NASA DART e l’importanza della difesa planetaria

Quello che è accaduto la notte del 27 settembre 2022 (ore 1.14 italiane) non è fantascienza ma realtà.

Le porte di una nuova “disciplina”, ovvero quella della difesa planetaria, si sono spalancate con il lancio della sonda spaziale DART (Double Asteroid Redirection Test) contro l’asteroide Dimorphos per modificarne il periodo orbitale con un impatto che è avvenuto a 24000 km/h.

L’obiettivo della missione, che ha avuto successo, è quello di permettere nel corso del tempo la raccolta di nuovi dati per i futuri progetti di difesa planetaria realizzando e perfezionando sistemi di guida di grande precisione con il tentativo di deviare asteroidi o altri corpi celesti pericolosi, evitando quindi un impatto con la Terra in grado di poter causare, in determinate circostanze, anche l’estinzione del genere umano.

Come ci ha tenuto a precisare Thomas Zurbuchen (amministratore associato della NASA) non si è attualmente a conoscenza di asteroidi pericolosi per la Terra per i prossimi 100 anni ma lo studio di tecniche per deviarli è fondamentale e, soprattutto, deve essere fatto per tempo.

Dunque, quello di qualche giorno fa è stato un test di prova e per questo motivo è stato scelto un sistema doppio non effettivamente pericoloso per il nostro pianeta. A riprendere da vicino lo scontro era presente l’ormai famoso satellite italiano LICIACube realizzato dalla Argotec di Torino per conto di ASI con le prime immagini che sono state rilasciate negli scorsi giorni e molte ancora che arriveranno prossimamente. Si tratta della prima missione tutta italiana attiva nello spazio profondo, a circa 13 milioni di chilometri dalla Terra.

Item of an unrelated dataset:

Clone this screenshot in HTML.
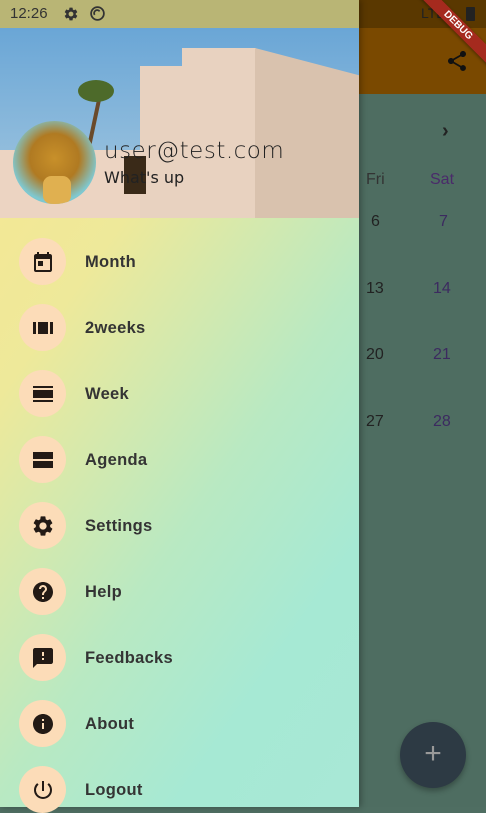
<!DOCTYPE html>
<html><head><meta charset="utf-8"><style>
*{margin:0;padding:0;box-sizing:border-box}
body{width:486px;height:807px;overflow:hidden;position:relative;font-family:"Liberation Sans",sans-serif;background:#4f6e62}
.bg{position:absolute;left:359px;top:0;right:0;bottom:0;background:#4e6d61}
.appbar{position:absolute;left:359px;top:28px;width:127px;height:66px;background:#7a4900}
.sbr{position:absolute;left:359px;top:0;width:127px;height:28px;background:#5a3800}
.drawer{position:absolute;left:0;top:0;width:359px;height:807px;background:linear-gradient(125deg,#f9e690 0%,#eee99a 30%,#b9e9c2 60%,#a6e9d4 80%,#a8e8d6 100%);box-shadow:2px 0 6px rgba(0,0,0,.3)}
.sb{position:absolute;left:0;top:0;width:359px;height:28px;background:#b9b575;color:#333;font-size:15px}
.hdr{position:absolute;left:0;top:28px;width:359px;height:190px;background:linear-gradient(#6aa6d6,#8ebbdc 60%,#a8c4d8);overflow:hidden}
.item{position:absolute;left:19px;width:47px;height:47px;border-radius:50%;background:#fcdcb8;display:flex;align-items:center;justify-content:center}
.lbl{position:absolute;left:85px;font-weight:bold;font-size:16.5px;color:#343434;letter-spacing:.3px}
.txt{position:absolute;color:#222;font-size:16px}
</style></head><body>
<div class="bg"></div>
<div class="sbr"></div>
<div class="appbar"></div>
<svg style="position:absolute;left:445px;top:49px" width="24" height="24" viewBox="0 0 24 24"><path fill="#111" d="M18 16.08c-.76 0-1.440.3-1.96.77L8.91 12.7c.05-.23.09-.46.09-.7s-.04-.47-.09-.7l7.05-4.11c.54.5 1.25.81 2.04.81 1.66 0 3-1.34 3-3s-1.34-3-3-3-3 1.34-3 3c0 .24.04.47.09.7L8.04 9.81C7.5 9.31 6.79 9 6 9c-1.66 0-3 1.34-3 3s1.34 3 3 3c.79 0 1.5-.31 2.04-.81l7.12 4.16c-.05.21-.08.43-.08.65 0 1.61 1.31 2.92 2.92 2.92s2.920-1.31 2.92-2.92-1.31-2.92-2.92-2.92z"/></svg>
<div style="position:absolute;left:421px;top:5px;font-size:14px;color:#222">LTE</div>
<div style="position:absolute;left:466px;top:7px;width:9px;height:14px;background:#222;border-radius:1px"></div>
<div style="position:absolute;left:403px;top:19px;width:110px;height:13px;background:#a52a1e;transform:rotate(45deg);color:#fff;font-size:10px;font-weight:bold;text-align:center;line-height:13px;box-shadow:0 1px 3px rgba(0,0,0,.4)">DEBUG</div>
<div class="txt" style="left:442px;top:120px;font-size:20px;font-weight:bold">›</div>
<div class="txt" style="left:366px;top:171px;color:#333">Fri</div>
<div class="txt" style="left:430px;top:171px;color:#4a2a6a">Sat</div>
<div class="txt" style="left:371px;top:213px">6</div><div class="txt" style="left:439px;top:213px;color:#3c2a60">7</div>
<div class="txt" style="left:366px;top:280px">13</div><div class="txt" style="left:433px;top:280px;color:#3c2a60">14</div>
<div class="txt" style="left:366px;top:346px">20</div><div class="txt" style="left:433px;top:346px;color:#3c2a60">21</div>
<div class="txt" style="left:366px;top:413px">27</div><div class="txt" style="left:433px;top:413px;color:#3c2a60">28</div>
<div style="position:absolute;left:400px;top:722px;width:66px;height:66px;border-radius:50%;background:#2d3a44;box-shadow:0 3px 6px rgba(0,0,0,.3);color:#999;font-size:30px;text-align:center;line-height:64px">+</div>

<div class="drawer">
<div class="sb"><span style="position:absolute;left:10px;top:5px">12:26</span>
<svg style="position:absolute;left:63px;top:6px" width="16" height="16" viewBox="0 0 24 24"><path fill="#333" d="M19.14 12.94c.04-.3.06-.61.06-.94 0-.32-.02-.64-.07-.94l2.03-1.58a.49.49 0 0 0 .12-.61l-1.92-3.32a.488.488 0 0 0-.59-.22l-2.39.96c-.5-.38-1.03-.7-1.62-.94l-.36-2.54a.484.484 0 0 0-.48-.41h-3.84c-.24 0-.43.17-.47.41l-.36 2.54c-.59.24-1.13.57-1.62.94l-2.39-.96c-.22-.08-.47 0-.59.22L2.74 8.87c-.12.21-.08.47.12.61l2.03 1.58c-.05.3-.09.63-.09.94s.02.64.07.94l-2.03 1.58a.49.49 0 0 0-.12.61l1.92 3.32c.12.22.37.29.59.22l2.39-.96c.5.38 1.03.7 1.62.94l.36 2.54c.05.24.24.41.48.41h3.84c.24 0 .44-.17.47-.41l.36-2.54c.59-.24 1.13-.56 1.62-.94l2.39.96c.22.08.47 0 .59-.22l1.92-3.32c.12-.22.07-.47-.12-.61l-2.01-1.58zM12 15.6c-1.98 0-3.6-1.62-3.6-3.6s1.62-3.6 3.6-3.6 3.6 1.62 3.6 3.6-1.62 3.6-3.6 3.6z"/></svg>
<svg style="position:absolute;left:89px;top:5px" width="17" height="17" viewBox="0 0 24 24"><circle cx="12" cy="12" r="9" fill="none" stroke="#333" stroke-width="2.5"/><path d="M8 14a4 4 0 0 1 7-5" fill="none" stroke="#333" stroke-width="2.5"/></svg>
</div>
<div class="hdr">
<div style="position:absolute;left:140px;top:38px;width:120px;height:152px;background:#e8d2c0"></div>
<div style="position:absolute;left:182px;top:20px;width:74px;height:30px;background:#e8d2c0"></div>
<div style="position:absolute;left:255px;top:20px;width:104px;height:170px;background:#d9c2ae;clip-path:polygon(0 0,100% 16%,100% 100%,0 100%)"></div>
<div style="position:absolute;left:0;top:122px;width:140px;height:68px;background:#ecd4c2"></div>
<div style="position:absolute;left:124px;top:128px;width:22px;height:38px;background:#3a2a18"></div>
<div style="position:absolute;left:91px;top:60px;width:4px;height:80px;background:#6a4a2a;transform:rotate(12deg)"></div>
<div style="position:absolute;left:78px;top:52px;width:36px;height:22px;border-radius:50%;background:#4d6a2a"></div>
<div style="position:absolute;left:13px;top:93px;width:83px;height:83px;border-radius:50%;background:radial-gradient(circle at 50% 45%,#c8902a 0%,#b07a22 40%,#7fc8d0 70%,#6ac0c8 100%);overflow:hidden"><div style="position:absolute;left:30px;top:55px;width:28px;height:28px;background:#e0b050;border-radius:30%"></div></div>
<div style="position:absolute;left:104px;top:110px;font-size:23px;color:#222;font-family:'DejaVu Sans',sans-serif;font-weight:300;letter-spacing:.5px">user@test.com</div>
<div style="position:absolute;left:104px;top:140px;font-size:16px;color:#222;font-family:'DejaVu Sans',sans-serif">What's up</div>
</div>

<div class="item" style="top:238px"><svg width="24" height="24" viewBox="0 0 24 24"><path fill="#231a15" d="M19 4h-1V2h-2v2H8V2H6v2H5c-1.11 0-2 .9-2 2v14a2 2 0 0 0 2 2h14c1.1 0 2-.9 2-2V6c0-1.1-.9-2-2-2zm0 16H5V9h14v11zM7 11h5v5H7z"/></svg></div><div class="lbl" style="top:253px">Month</div>
<div class="item" style="top:304px"><svg width="24" height="24" viewBox="0 0 24 24"><path fill="#231a15" d="M2 6h3v12H2zM7 6h10v12H7zM19 6h3v12h-3z"/></svg></div><div class="lbl" style="top:319px">2weeks</div>
<div class="item" style="top:370px"><svg width="24" height="24" viewBox="0 0 24 24"><path fill="#231a15" d="M2 4h20v2H2zM2 8h20v8H2zM2 18h20v2H2z"/></svg></div><div class="lbl" style="top:385px">Week</div>
<div class="item" style="top:436px"><svg width="24" height="24" viewBox="0 0 24 24"><path fill="#231a15" d="M2 4h20v7H2zM2 13h20v7H2z"/></svg></div><div class="lbl" style="top:451px">Agenda</div>
<div class="item" style="top:502px"><svg width="24" height="24" viewBox="0 0 24 24"><path fill="#231a15" d="M19.14 12.94c.04-.3.06-.61.06-.94 0-.32-.02-.64-.07-.94l2.03-1.58a.49.49 0 0 0 .12-.61l-1.92-3.32a.488.488 0 0 0-.59-.22l-2.39.96c-.5-.38-1.03-.7-1.62-.94l-.36-2.54a.484.484 0 0 0-.48-.41h-3.84c-.24 0-.43.17-.47.41l-.36 2.54c-.59.24-1.13.57-1.62.94l-2.39-.96c-.22-.08-.47 0-.59.22L2.74 8.87c-.12.21-.08.47.12.61l2.03 1.58c-.05.3-.09.63-.09.94s.02.64.07.94l-2.03 1.58a.49.49 0 0 0-.12.61l1.92 3.32c.12.22.37.29.59.22l2.39-.96c.5.38 1.03.7 1.62.94l.36 2.54c.05.24.24.41.48.41h3.84c.24 0 .44-.17.47-.41l.36-2.54c.59-.24 1.13-.56 1.62-.94l2.39.96c.22.08.47 0 .59-.22l1.92-3.32c.12-.22.07-.47-.12-.61l-2.01-1.58zM12 15.6c-1.98 0-3.6-1.62-3.6-3.6s1.62-3.6 3.6-3.6 3.6 1.62 3.6 3.6-1.62 3.6-3.6 3.6z"/></svg></div><div class="lbl" style="top:517px">Settings</div>
<div class="item" style="top:568px"><svg width="24" height="24" viewBox="0 0 24 24"><path fill="#231a15" d="M12 2C6.48 2 2 6.48 2 12s4.48 10 10 10 10-4.48 10-10S17.52 2 12 2zm1 17h-2v-2h2v2zm2.07-7.75l-.9.92C13.45 12.9 13 13.5 13 15h-2v-.5c0-1.1.45-2.1 1.17-2.83l1.24-1.26c.37-.36.59-.86.59-1.41 0-1.1-.9-2-2-2s-2 .9-2 2H8c0-2.21 1.79-4 4-4s4 1.79 4 4c0 .88-.36 1.68-.93 2.25z"/></svg></div><div class="lbl" style="top:583px">Help</div>
<div class="item" style="top:634px"><svg width="24" height="24" viewBox="0 0 24 24"><path fill="#231a15" d="M20 2H4c-1.1 0-1.99.9-1.99 2L2 22l4-4h14c1.1 0 2-.9 2-2V4c0-1.1-.9-2-2-2zm-7 12h-2v-2h2v2zm0-4h-2V6h2v4z"/></svg></div><div class="lbl" style="top:649px">Feedbacks</div>
<div class="item" style="top:700px"><svg width="24" height="24" viewBox="0 0 24 24"><path fill="#231a15" d="M12 2C6.48 2 2 6.48 2 12s4.48 10 10 10 10-4.48 10-10S17.52 2 12 2zm1 15h-2v-6h2v6zm0-8h-2V7h2v2z"/></svg></div><div class="lbl" style="top:715px">About</div>
<div class="item" style="top:766px"><svg width="24" height="24" viewBox="0 0 24 24"><path fill="#231a15" d="M13 3h-2v10h2V3zm4.83 2.17l-1.42 1.420A6.92 6.92 0 0 1 19 12c0 3.870-3.13 7-7 7A6.995 6.995 0 0 1 7.58 6.58L6.17 5.17A8.932 8.932 0 0 0 3 12a9 9 0 0 0 18 0c0-2.740-1.23-5.180-3.17-6.830z"/></svg></div><div class="lbl" style="top:781px">Logout</div>
</div>
</body></html>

L’evento era così importante e di grande rilevanza che anche il telescopio spaziale Hubble e il telescopio spaziale James Webb hanno osservato quanto accadeva. I dati quindi di tutti i telescopi coinvolti, oltre che dei satelliti LICIACube e Lucy permetteranno di raccogliere informazioni sulla struttura di Dimorphos, sul suo comportamento dopo l’impatto, sulla quantità di materiale eiettato nello Spazio e sulla sua velocità. Ancora, osservandolo poi con diverse lunghezze d’onda si potrà sapere se i frammenti separatisi erano di piccole o grandi dimensioni.

Grazie alla velocità con la quale è avvenuto l’impatto, è stato possibile modificarne il periodo orbitale che prima era pari a 11 ore e 5 minuti (si stima che verrà modificato dell’1% riducendolo di circa 10 minuti) e studiarne gli effetti (deviandone il percorso “naturale”).

Dunque, come ha commentato Lori Glaze (direttore della divisione di scienze planetarie della NASA): “Stiamo intraprendendo una nuova era, un’era in cui abbiamo potenzialmente la capacità di proteggerci da qualcosa come l’impatto di un asteroide pericoloso”. 

Qualcosa che, fino a poco tempo fa, poteva sembrare impossibile (se non inimmaginabile) ora sta diventando realtà grazie ai progressi della scienza.